You will need the property title deed (Dubai only), passport copy with at least six months validity, Emirates ID if applicable, a digital photograph, valid UAE health insurance, a Dubai Police good conduct certificate, and matching names on passport and title deed. For mortgaged or instalment purchases you must supply a bank or developer NOC. Completed properties require proof of 50% payment or AED 375,000 contribution.
Can I use a property in another emirate to get Dubai residency?
No. The new rules apply only to properties located in Dubai. Title deeds from other emirates or DIFC are not accepted for this visa route.
How long does the visa last and is it renewable?
The investor visa runs for two years and is renewable. The visa is processed through the General Directorate of Residency and Foreigners Affairs in coordination with the Dubai Land Department.
Final assessment and actionable advice
Dubai’s revision to the property-linked investor visa removes a clear financial entry barrier for sole owners and makes joint ownership easier. That should bring more genuine resident-investors into the market. But the reforms do not remove paperwork or financial proof requirements: the title deed must be for a Dubai property, name matching and health insurance are mandatory, and mortgaged or instalment purchases need bank or developer NOCs. For completed properties you must show 50% payment or AED 375,000.
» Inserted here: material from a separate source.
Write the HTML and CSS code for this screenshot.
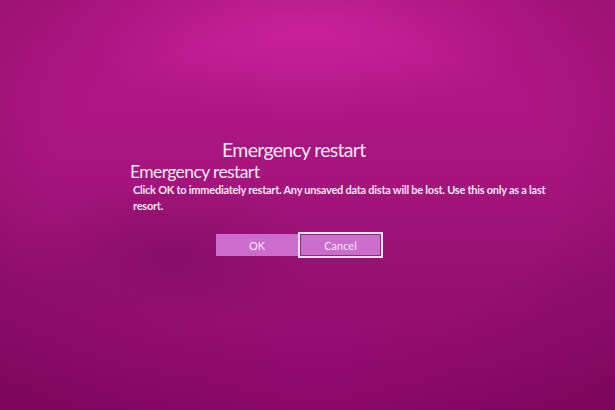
FILE: index.html
```html
<!DOCTYPE html>
<html lang="en">
<head>
  <meta charset="UTF-8" />
  <meta name="viewport" content="width=device-width, initial-scale=1.0"/>
  <title>Emergency restart</title>
  <link rel="stylesheet" href="styles.css">
</head>
<body>
  <main class="screen">
    <h1 class="screen-title">Emergency restart</h1>
    <section class="dialog">
      <h2>Emergency restart</h2>
      <p>Click OK to immediately restart. Any unsaved data dista will be lost. Use this only as a last resort.</p>
      <div class="actions">
        <button type="button" class="btn">OK</button>
        <button type="button" class="btn btn-focus">Cancel</button>
      </div>
    </section>
  </main>
</body>
</html>
```

FILE: styles.css
```css
html, body {
  margin: 0;
  padding: 0;
  height: 100%;
}

body {
  font-family: Lato, "Open Sans", sans-serif;
  color: #f4e6f0;
  background:
    radial-gradient(ellipse 75% 65% at 50% 45%, transparent 55%, rgba(90, 0, 60, 0.35) 100%),
    radial-gradient(ellipse 50% 32% at 50% 5%, rgba(215, 40, 165, 0.6), transparent 75%),
    radial-gradient(ellipse 35% 25% at 28% 62%, rgba(110, 10, 85, 0.4), transparent 70%),
    radial-gradient(ellipse 30% 25% at 52% 95%, rgba(160, 10, 130, 0.4), transparent 70%),
    linear-gradient(180deg, #bb1a8e 0%, #a8157f 38%, #951072 70%, #940a70 100%);
  overflow: hidden;
}

.screen {
  padding: 137px 0 0 130px;
}

.screen-title {
  margin: 0;
  padding-left: 92px;
  font-size: 19.5px;
  font-weight: 400;
  line-height: 25px;
  letter-spacing: -0.7px;
}

.dialog {
  width: 430px;
}

.dialog h2 {
  margin: 0;
  font-size: 17.5px;
  font-weight: 400;
  line-height: 20px;
  letter-spacing: -0.6px;
}

.dialog p {
  margin: 0 0 0 3px;
  font-size: 11px;
  font-weight: 700;
  line-height: 16px;
  letter-spacing: -0.25px;
}

.actions {
  display: flex;
  align-items: center;
  margin: 18px 0 0 86px;
}

.btn {
  width: 82px;
  height: 22px;
  padding: 0;
  border: none;
  background: #cd6ccd;
  color: #f6e8f4;
  font-family: inherit;
  font-size: 11px;
}

.btn-focus {
  width: 85px;
  height: 26px;
  border: 2px solid #ece0ea;
  outline: 1px solid #8a2a78;
  outline-offset: -3px;
}
```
If you are buying to secure residency, get the NOC and payment receipts well before application; if you are buying in another emirate or DIFC, plan another route to residency because those purchases will not qualify. The market data underlines that activity is driven by longer-term, higher-value buyers: Q1 2026 deal values hit AED 138.7 billion across 44,150 transactions, up 21.2% year-on-year. That momentum matters, but so does careful documentation — start your paperwork early and verify every stamp on the title deed.